His comments seemed designed to soften international criticism and growing domestic disquiet. But it was unclear to what extent he was signalling a real shift in French policy.
Mr Chirac said, in a television interview, he would cut short the maximum programme of eight tests if the early explosions yielded the scientific data France needed. Paris has always made it clear, however, that eight tests was a maximum number; the government has previously said that it might carry out no more than seven.
"If we have the information we need to change over to simulation, before the eight tests, obviously, regardless of the opinions of whomever, I will stop the blasts. My objective is not [necessarily] to carry out eight tests," Mr Chirac said.
He went on to promise, however, that the test series would be completed more rapidly than the nine months originally allowed. "In any case, we will stop the tests before the date I have indicated, which was May 31st," he said. Earlier a senior French official told Agence France Presse that the first test would be detonated at 6am GMT today.
Two anti-nuclear protesters, alleged by French military sources to be former British SAS men, have been detained at the Muroroa Atoll test site. The two men used kayaks towed by an inflatable dinghy, to reach the atoll on Monday but were arrested by French security guards.

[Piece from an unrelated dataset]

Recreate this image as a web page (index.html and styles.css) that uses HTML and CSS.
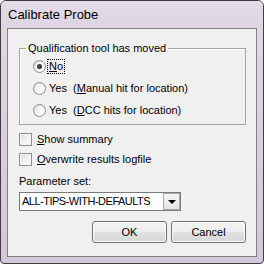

Greenpeace denied last night that the unnamed pair were former SAS men but confirmed that they were part of the envoronmental pressure group's continuing campaign to disrupt the tests.
Mr Chirac was asked whether he had any regrets about his decision to resume testing in view of the world-wide campaign against France, and the 63 per cent of French people who, according to the latest opinion poll, oppose the tests. He said the need for the tests was "incontestable", a necessary completion of the series interrupted in 1992 when his predecessor, Francois Mitterrand, agreed to the international moratorium on testing.